Laura, let’s talk about fear. Do you think it’s what prevents most women from traveling solo?
A lot of women I know are afraid of what I call “The Phantom Man.” They are scared to walk, bike, or travel alone, because some man, somewhere, might find them and rape them. This is a persistent fear among women, and I think it’s one of the biggest reasons that a large percentage of the female population is currently restricted from independent movement in the world.
When I hear women describe their fear of the Phantom Man, it absolutely breaks my heart. I wish I could tell women that the Phantom Man is fake, that no one will ever hurt them, and that they should go anywhere in the world they want, no matter what their gender. But it’s not fake, and I think women's fear is valid. We live in a society that is male identified and male dominated—this is patriarchy. Power of all kinds is tilted towards men, and some men, sometimes, use that power to hurt women.
“In a patriarchal society, all women are vulnerable to male violence… it’s something we should talk about and face, so we can change the circumstances that produce that fear.”
Sexism (the beliefs that perpetuate patriarchy) and misogyny (the enforcement of those beliefs) are systemic problems, and because they're systemic, we really can't escape them. I think women are afraid of the Phantom Man, because they know the Phantom Man is actually real. In a patriarchal society, all women are vulnerable to male violence. I don't think this fear is something we can or should ignore. I do think its something we can and should talk about and face, so we can change the circumstances that produce that fear.
When did you experience fear on your travels? What methods did you develop to cope with your fear?
Before I started cycle touring, I spent part of my late teens hitchhiking around the United States and Mexico, and living with homeless populations. It was the way I chose to explore the world and learn about people. Most of the time I had fabulous experiences, and people were kind and generous, no matter their background or economic status. I could always count on homeless people to show me around new places, and keep me safe.
“I had to learn how to de-escalate harassment and aggression, and in two situations, I had to run for my life from men who were going to rape me.”

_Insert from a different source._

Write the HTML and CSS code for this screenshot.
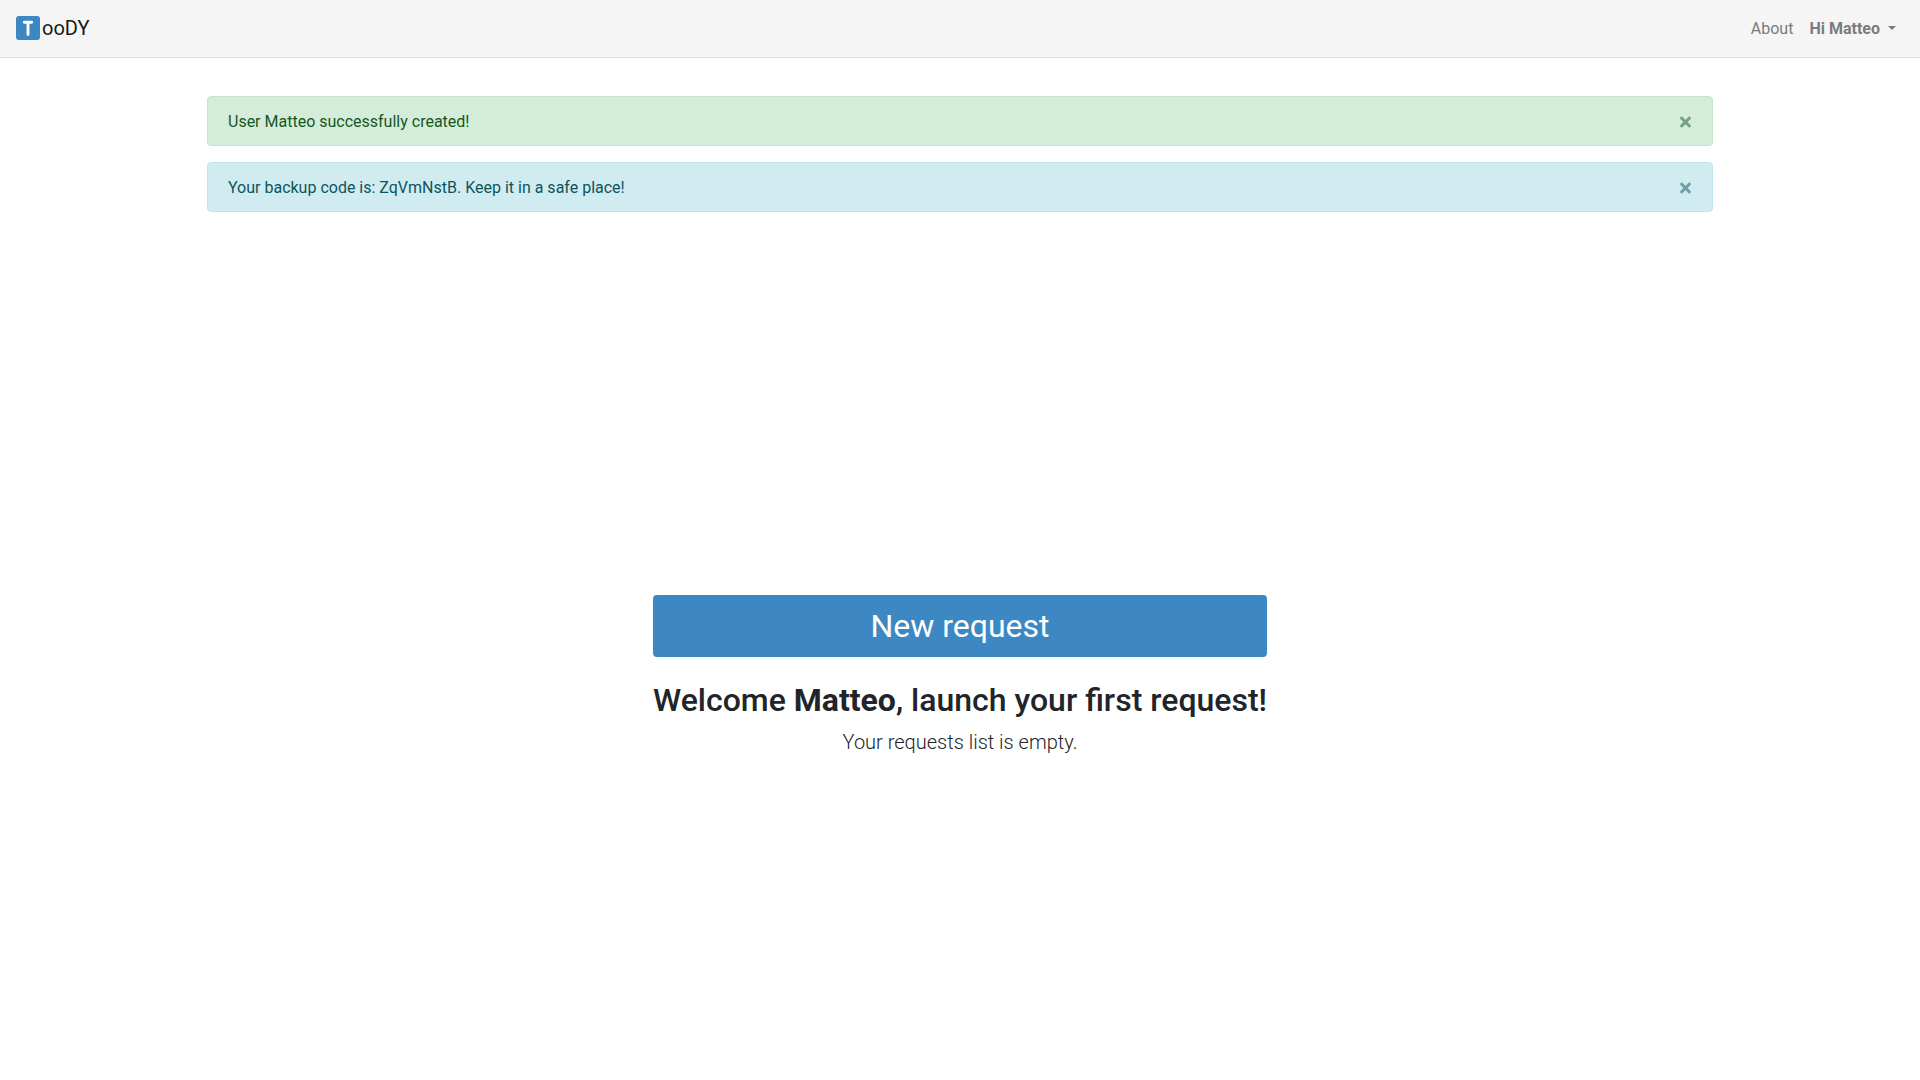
FILE: index.html
```
<!DOCTYPE html>
<html lang="en">
<head>
<meta charset="utf-8">
<meta name="viewport" content="width=device-width, initial-scale=1">
<title>TooDY</title>
<link rel="stylesheet" href="styles.css">
</head>
<body>
<nav class="navbar">
  <a class="brand" href="#" aria-label="TooDY">
    <svg class="brand-logo" viewBox="0 0 24 24" aria-hidden="true">
      <rect width="24" height="24" rx="3" fill="#3d88c3"/>
      <path d="M8.300 6.200h7.400M12 6.200v12.300" fill="none" stroke="#fff" stroke-width="2.900" stroke-linecap="round"/>
    </svg>
    <span>ooDY</span>
  </a>
  <div class="nav-links">
    <a class="nav-link" href="#">About</a>
    <button class="nav-link nav-user" type="button" aria-haspopup="true">Hi Matteo<span class="caret"></span></button>
  </div>
</nav>
<section class="alerts">
  <div class="alert alert-success" role="alert">
    <span>User Matteo successfully created!</span>
    <button class="close" type="button" aria-label="Close">
      <svg class="close-icon" viewBox="0 0 352 512" aria-hidden="true"><path fill="currentColor" d="M242.72 256l100.070-100.070c12.280-12.280 12.280-32.190 0-44.480l-22.240-22.240c-12.280-12.280-32.190-12.280-44.480 0L176 189.280 75.930 89.210c-12.280-12.280-32.190-12.280-44.480 0L9.210 111.450c-12.280 12.280-12.280 32.190 0 44.480L109.280 256 9.210 356.070c-12.280 12.280-12.280 32.190 0 44.480l22.240 22.240c12.280 12.280 32.200 12.280 44.480 0L176 322.720l100.070 100.070c12.280 12.280 32.200 12.280 44.480 0l22.240-22.240c12.280-12.280 12.280-32.190 0-44.480L242.720 256z"/></svg>
    </button>
  </div>
  <div class="alert alert-info" role="alert">
    <span>Your backup code is: ZqVmNstB. Keep it in a safe place!</span>
    <button class="close" type="button" aria-label="Close">
      <svg class="close-icon" viewBox="0 0 352 512" aria-hidden="true"><path fill="currentColor" d="M242.72 256l100.070-100.070c12.280-12.280 12.280-32.190 0-44.480l-22.240-22.240c-12.280-12.280-32.190-12.280-44.480 0L176 189.280 75.930 89.210c-12.280-12.280-32.190-12.280-44.480 0L9.210 111.450c-12.280 12.280-12.280 32.190 0 44.480L109.280 256 9.210 356.070c-12.280 12.280-12.280 32.190 0 44.480l22.240 22.240c12.280 12.280 32.200 12.280 44.480 0L176 322.720l100.070 100.070c12.280 12.280 32.200 12.280 44.480 0l22.240-22.240c12.280-12.280 12.280-32.190 0-44.480L242.720 256z"/></svg>
    </button>
  </div>
</section>
<main class="main">
  <div class="welcome">
    <button class="btn-new" type="button">New request</button>
    <h2 class="title">Welcome <strong>Matteo</strong>, launch your first request!</h2>
    <p class="lead">Your requests list is empty.</p>
  </div>
</main>
</body>
</html>
```
FILE: styles.css
```
* { box-sizing: border-box; }
body {
  margin: 0;
  min-height: 100vh;
  display: flex;
  flex-direction: column;
  font-family: Roboto, sans-serif;
  font-size: 16px;
  line-height: 24px;
  color: #212529;
  background: #fff;
}
button {
  font: inherit;
  border: 0;
  cursor: pointer;
}
.navbar {
  display: flex;
  align-items: flex-start;
  justify-content: space-between;
  padding: 8px 16px;
  background: #f5f5f5;
  border-bottom: 1px solid #ddd;
}
.brand {
  display: flex;
  align-items: center;
  gap: 2px;
  padding: 5px 0;
  font-size: 20px;
  line-height: 30px;
  color: #191919;
  text-decoration: none;
}
.brand-logo {
  width: 24px;
  height: 24px;
}
.nav-links { display: flex; }
.nav-link {
  padding: 9px 8px 8px;
  color: #7b7b7b;
  background: none;
  text-decoration: none;
}
.nav-user {
  display: flex;
  align-items: center;
  gap: 8px;
  font-weight: 700;
}
.caret {
  margin-bottom: 2px;
  border-top: 4px solid currentColor;
  border-left: 4px solid transparent;
  border-right: 4px solid transparent;
}
.alerts {
  width: 80%;
  margin: 38px auto 0;
  padding: 0 15px;
}
.alert {
  display: flex;
  align-items: center;
  justify-content: space-between;
  margin-bottom: 16px;
  padding: 13px 21px 11px 20px;
  border: 1px solid;
  border-radius: 4px;
}
.alert-success {
  color: #155724;
  background: #d4edda;
  border-color: #c3e6cb;
}
.alert-info {
  color: #0c5460;
  background: #d1ecf1;
  border-color: #bee5eb;
}
.close {
  display: flex;
  padding: 0;
  color: inherit;
  background: none;
  opacity: .5;
}
.close-icon {
  width: 11px;
  height: 16px;
}
.main {
  flex: 1;
  display: flex;
  align-items: center;
  justify-content: center;
  padding: 59px 16px 0;
}
.welcome {
  display: flex;
  flex-direction: column;
  text-align: center;
}
.btn-new {
  padding: 7px 12px;
  font-size: 32px;
  line-height: 48px;
  color: #fff;
  background: #3d88c3;
  border-radius: 4px;
}
.title {
  margin: 24px 0 8px;
  font-size: 32px;
  line-height: 38px;
  font-weight: 500;
}
.title strong { font-weight: 700; }
.lead {
  margin: 0 0 16px;
  font-size: 20px;
  line-height: 30px;
  font-weight: 300;
}
```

But sometimes, especially while hitchhiking, I was not safe. I had to learn, on the fly, how to de-escalate harassment and aggression, and in two situations, I had to run for my life from men who were going to rape me. These experiences taught me how to recognize, assess, and manage male aggression in more effective ways. I also learned from necessity how to grow my sense of confidence to say no, leave, or ask for help when I needed it.
In both my personal life and my travels, I have experienced harassment and assault by men. Those experiences were always disturbing, and sometimes very frightening. And yet, if I am cycling or walking alone, I don't generally feel afraid of the Phantom Man, the way a lot of other women do. I know from experience that most men who wander by will be helpful and kind. I know that some of them will have a range of aggression that I will be able to manage and de-escalate. I know that a tiny, highly unlikely percentage of them will be aggressive in a way that I will need to run from or fight against, and I am prepared to do that. I also know that someone actually could rape me and kill me, and there is nothing I could do to stop it—this could happen anywhere, at any time, even at home, and I really can't control for that. So in short, most of the risk seems low, some of it seems manageable, and the rest is something I just have to accept.

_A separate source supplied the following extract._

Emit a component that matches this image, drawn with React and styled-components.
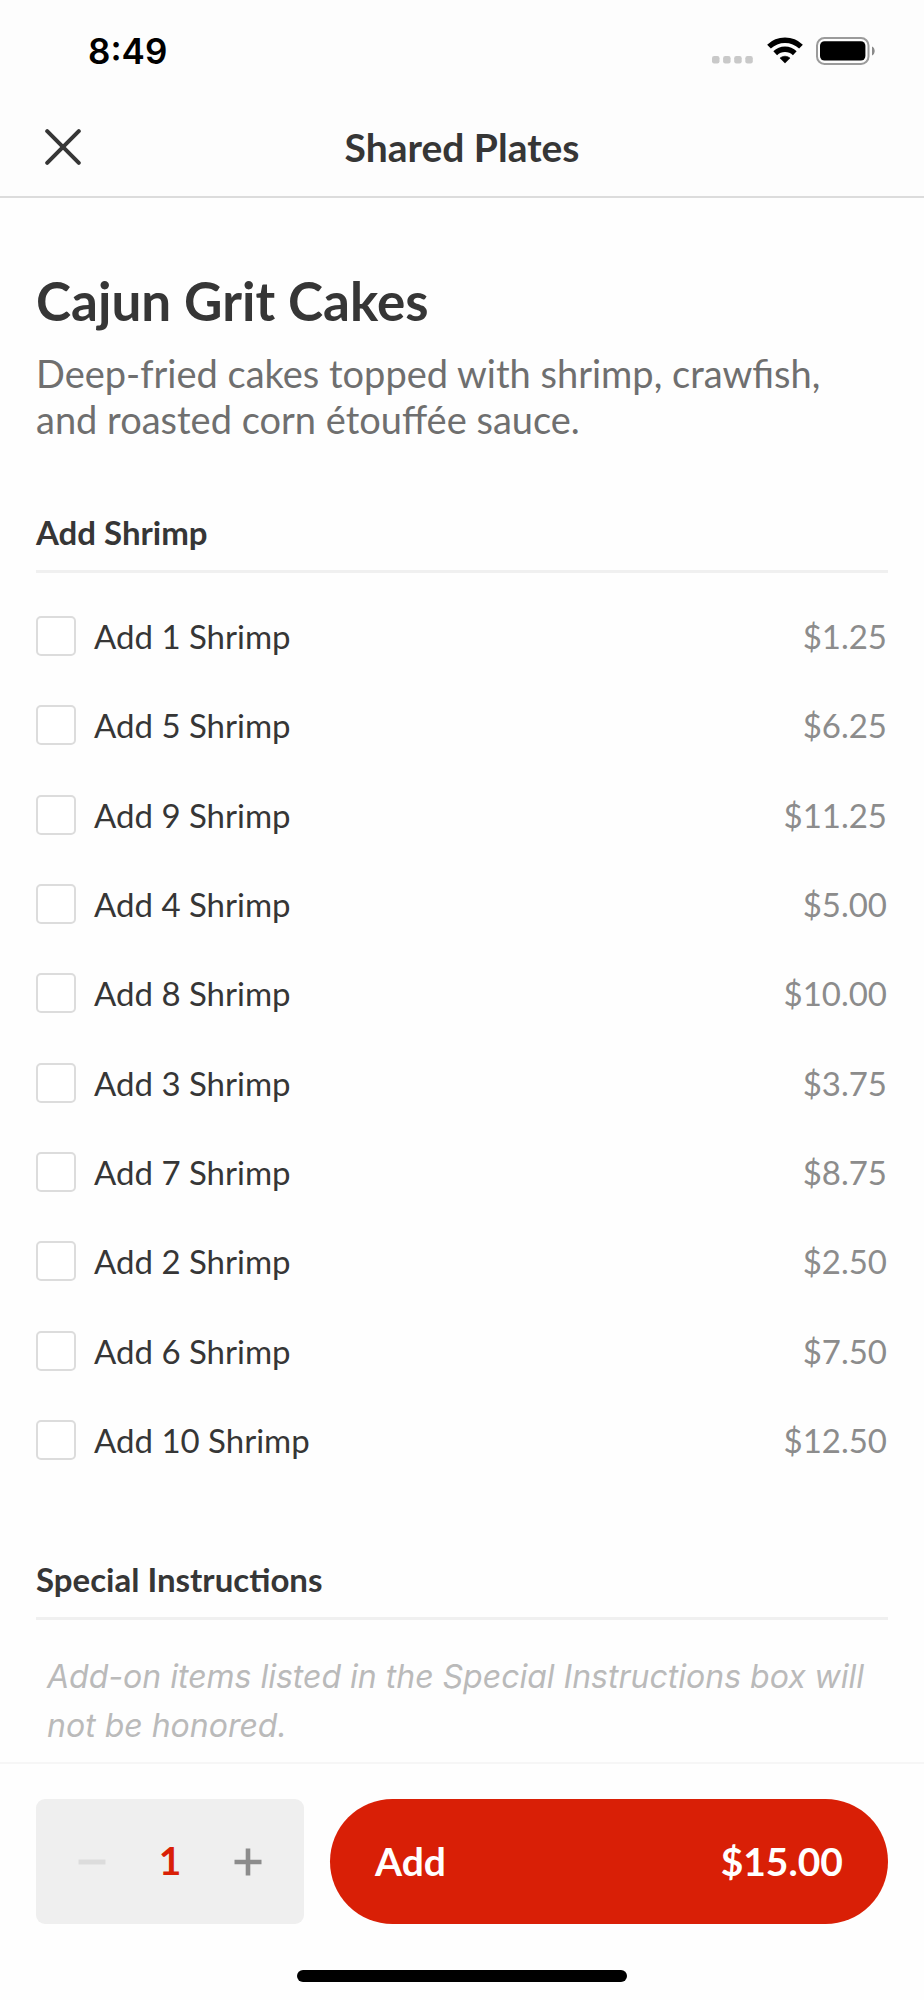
import { useState } from "react";
import styled, { createGlobalStyle } from "styled-components";

const BASE_PRICE = 15;

const shrimpOptions = [
	{ count: 1, price: 1.25 },
	{ count: 5, price: 6.25 },
	{ count: 9, price: 11.25 },
	{ count: 4, price: 5 },
	{ count: 8, price: 10 },
	{ count: 3, price: 3.75 },
	{ count: 7, price: 8.75 },
	{ count: 2, price: 2.5 },
	{ count: 6, price: 7.5 },
	{ count: 10, price: 12.5 },
];

const money = (value) => `$${value.toFixed(2)}`;

const SignalDots = () => (
	<svg width="42" height="28" viewBox="0 0 42 28" fill="#c9c9c9" aria-hidden="true">
		<rect x="0" y="19" width="7.5" height="7.5" rx="2.2" />
		<rect x="11.1" y="19" width="7.5" height="7.5" rx="2.2" />
		<rect x="22.2" y="19" width="7.5" height="7.5" rx="2.2" />
		<rect x="33.3" y="19" width="7.5" height="7.5" rx="2.2" />
	</svg>
);

const WifiIcon = () => (
	<svg width="36" height="28" viewBox="0 0 36 28" fill="none" stroke="#000" strokeWidth="5.4" aria-hidden="true">
		<path d="M2 9.6a23.3 23.3 0 0 1 32 0" />
		<path d="M8.2 16.2a14.2 14.2 0 0 1 19.6 0" />
		<path d="M13 21.1a7.5 7.5 0 0 1 10 0l-5 5z" fill="#000" stroke="#000" strokeWidth="0.6" strokeLinejoin="round" />
	</svg>
);

const BatteryIcon = () => (
	<svg width="60" height="28" viewBox="0 0 60 28" aria-hidden="true">
		<rect x="1" y="1" width="51.5" height="26" rx="7.5" fill="none" stroke="#9b9b9b" strokeWidth="2" />
		<rect x="4" y="4.3" width="45.4" height="19.2" rx="4.5" fill="#000" />
		<path d="M56 9.5c3.6 1.6 3.6 7.4 0 9z" fill="#8a8a8a" />
	</svg>
);

const CloseIcon = () => (
	<svg width="36" height="36" viewBox="0 0 36 36" fill="none" stroke="#363636" strokeWidth="4" strokeLinecap="round" aria-hidden="true">
		<path d="M2.2 2.2l31.6 31.6M33.8 2.2L2.2 33.8" />
	</svg>
);

const MinusIcon = () => (
	<svg width="28" height="28" viewBox="0 0 28 28" aria-hidden="true">
		<path d="M0.5 14h27" stroke="currentColor" strokeWidth="5" />
	</svg>
);

const PlusIcon = () => (
	<svg width="28" height="28" viewBox="0 0 28 28" aria-hidden="true">
		<path d="M0.5 14h27M14 0.5v27" stroke="currentColor" strokeWidth="4.6" />
	</svg>
);

export default function App() {
	const [selected, setSelected] = useState([]);
	const [quantity, setQuantity] = useState(1);

	const toggle = (count) => {
		setSelected((prev) =>
			prev.includes(count) ? prev.filter((c) => c !== count) : [...prev, count]
		);
	};

	const extras = shrimpOptions
		.filter((option) => selected.includes(option.count))
		.reduce((sum, option) => sum + option.price, 0);

	return (
		<>
			<GlobalStyle />
			<Page>
				<Header>
					<StatusBar>
						<Clock>8:49</Clock>
						<StatusIcons>
							<SignalDots />
							<WifiIcon />
							<BatteryIcon />
						</StatusIcons>
					</StatusBar>
					<NavBar>
						<CloseButton type="button" aria-label="Close">
							<CloseIcon />
						</CloseButton>
						<NavTitle>Shared Plates</NavTitle>
					</NavBar>
				</Header>

				<Content>
					<ItemName>Cajun Grit Cakes</ItemName>
					<Description>
						Deep-fried cakes topped with shrimp, crawfish, and roasted corn étouffée sauce.
					</Description>

					<Section $gap={70}>
						<SectionTitle>Add Shrimp</SectionTitle>
						<OptionList>
							{shrimpOptions.map(({ count, price }) => (
								<li key={count}>
									<Option>
										<Checkbox
											type="checkbox"
											checked={selected.includes(count)}
											onChange={() => toggle(count)}
										/>
										<OptionName>Add {count} Shrimp</OptionName>
										<OptionPrice>{money(price)}</OptionPrice>
									</Option>
								</li>
							))}
						</OptionList>
					</Section>

					<Section $gap={99}>
						<SectionTitle as="label" htmlFor="instructions">Special Instructions</SectionTitle>
						<Instructions
							id="instructions"
							rows={2}
							placeholder="Add-on items listed in the Special Instructions box will not be honored."
						/>
					</Section>
				</Content>

				<Footer>
					<Actions>
						<Stepper>
							<StepButton
								type="button"
								aria-label="Decrease quantity"
								disabled={quantity === 1}
								onClick={() => setQuantity(quantity - 1)}
							>
								<MinusIcon />
							</StepButton>
							<Quantity>{quantity}</Quantity>
							<StepButton
								type="button"
								aria-label="Increase quantity"
								onClick={() => setQuantity(quantity + 1)}
							>
								<PlusIcon />
							</StepButton>
						</Stepper>
						<AddButton type="button">
							<span>Add</span>
							<span>{money((BASE_PRICE + extras) * quantity)}</span>
						</AddButton>
					</Actions>
					<HomeIndicator />
				</Footer>
			</Page>
		</>
	);
}

const GlobalStyle = createGlobalStyle`
  * {
    box-sizing: border-box;
  }

  body {
    margin: 0;
    background: #fefefe;
    color: #363636;
    font-family: Lato, "Liberation Sans", sans-serif;
  }

  button, textarea, input {
    margin: 0;
    font: inherit;
  }
`

const Page = styled.div`
  min-height: 100vh;
  display: flex;
  flex-direction: column;
`

const Header = styled.header`
  background: #fdfdfd;
  border-bottom: 2px solid #dcdcdc;
`

const StatusBar = styled.div`
  display: flex;
  justify-content: space-between;
  align-items: center;
  padding: 29px 48px 27px 88px;
`

const Clock = styled.time`
  color: #000;
  font-family: Inter, "Liberation Sans", sans-serif;
  font-size: 35px;
  font-weight: 600;
  line-height: 44px;
`

const StatusIcons = styled.div`
  display: flex;
  align-items: center;
  gap: 13px;
`

const NavBar = styled.div`
  display: grid;
  grid-template-columns: 36px 1fr 36px;
  align-items: center;
  padding: 24px 45px 26px;
`

const CloseButton = styled.button`
  display: flex;
  padding: 0;
  border: 0;
  background: none;
  cursor: pointer;
`

const NavTitle = styled.div`
  font-size: 39px;
  font-weight: 700;
  line-height: 46px;
  text-align: center;
`

const Content = styled.main`
  flex: 1;
  padding: 71px 36px 0;
`

const ItemName = styled.h1`
  margin: 0 0 17px;
  font-size: 53px;
  font-weight: 700;
  line-height: 64px;
`

const Description = styled.p`
  max-width: 820px;
  margin: 0;
  color: #6f6f6f;
  font-size: 38px;
  line-height: 46px;
`

const Section = styled.section`
  margin-top: ${({ $gap }) => $gap}px;
`

const SectionTitle = styled.h2`
  display: block;
  margin: 0;
  padding-bottom: 18px;
  border-bottom: 3px solid #f0f0f0;
  font-size: 33px;
  font-weight: 700;
  line-height: 40px;
`

const OptionList = styled.ul`
  display: flex;
  flex-direction: column;
  justify-content: space-between;
  min-height: 844px;
  margin: 43px 0 0;
  padding: 0;
  list-style: none;
`

const Option = styled.label`
  display: flex;
  align-items: center;
  gap: 18px;
  padding-right: 1px;
  font-size: 33px;
  line-height: 40px;
  cursor: pointer;
`

const Checkbox = styled.input`
  appearance: none;
  width: 40px;
  height: 40px;
  border: 2px solid #dcdcdc;
  border-radius: 5px;
  background: #fff;

  &:checked {
    border-color: #d91f06;
    background: #d91f06;
  }
`

const OptionName = styled.span`
  flex: 1;
`

const OptionPrice = styled.span`
  color: #8c8c8c;
`

const Instructions = styled.textarea`
  display: block;
  width: 100%;
  margin-top: 32px;
  padding: 0 11px;
  border: 0;
  outline: 0;
  resize: none;
  overflow: hidden;
  background: transparent;
  font-family: Inter, "Liberation Sans", sans-serif;
  font-size: 32px;
  line-height: 49px;

  &::placeholder {
    color: #bababa;
    font-style: italic;
    opacity: 1;
  }
`

const Footer = styled.footer`
  position: sticky;
  bottom: 0;
  padding: 35px 36px 18px;
  border-top: 2px solid #f6f6f6;
  background: #fefefe;
`

const Actions = styled.div`
  display: flex;
  gap: 26px;
`

const Stepper = styled.div`
  display: flex;
  justify-content: space-between;
  align-items: center;
  width: 268px;
  height: 125px;
  padding: 0 42px;
  border-radius: 9px;
  background: #efefef;
`

const StepButton = styled.button`
  display: flex;
  padding: 0;
  border: 0;
  background: none;
  color: #8c8c8c;
  cursor: pointer;

  &:disabled {
    color: #dcdcdc;
    cursor: default;
  }
`

const Quantity = styled.output`
  padding-bottom: 3px;
  color: #d91f06;
  font-size: 39px;
  font-weight: 700;
  line-height: 46px;
`

const AddButton = styled.button`
  flex: 1;
  display: flex;
  justify-content: space-between;
  align-items: center;
  padding: 0 45px 2px;
  border: 0;
  border-radius: 63px;
  background: #d91f06;
  color: #fff;
  font-size: 39px;
  font-weight: 700;
  line-height: 46px;
  cursor: pointer;
`

const HomeIndicator = styled.div`
  width: 330px;
  height: 12px;
  margin: 46px auto 0;
  border-radius: 6px;
  background: #000;
`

“I learned from necessity how to grow my sense of confidence to say no, or to leave, or to ask for help when I needed it.”
Do you have any advice for other women about facing their fears?
I think it’s up to all women to make their own choices about how to deal with fear of the Phantom Man. For me, learning methods to recognize, assess, and manage male aggression has allowed me to travel with less fear. Or perhaps better put, it’s allowed me to hone my fear into tools that I can use to my benefit.
Women who come from different races, backgrounds, and sexual orientations shoulder different spectrums of risk. I respect women's choices to face fear however they choose, and I know that lots of women who choose not to bike or hike alone are far braver than I am, for myriad reasons. I don't think every woman has to bike across the world; But I do think that every woman who wants to, can. What's important is for all of us is to keep talking about our experiences, supporting each other, and facing our fears, for the dual purpose of dismantling the foundations on which those fears are built, and building skills to keep ourselves safer in the process.
“I know from experience that most men who wander by will be helpful and kind.”
Anything else you’d like to tell the world about yourself, bicycles, or your experience as a human?
Gender inequality is a real problem, and the unique fears and challenges women (and anyone who is not cis-gender male) face because of this are real. In my own life I oscillate between an intense desire to crush and destroy patriarchy with my bare hands, and a lighthearted impulse to love everything and laugh at all the world's strange and spectacular nuances. Its when these two perspectives intertwine and overlap that I have my best adventures.
I have been inspired and supported over the years by countless people, especially women. I'm so grateful to all the women who support each other and share their stories of resilience and exploration, here and within the larger adventure community. I'm also grateful to the many men in my life who take the time to listen, learn, and participate in these conversations in positive ways. A big thank you to Olivia for her dedication and talent in exploring human fear and resilience, and for creating a community where women can tell their stories!
“I don't think every woman has to bike across the world; But I do think that every woman who wants to, can.”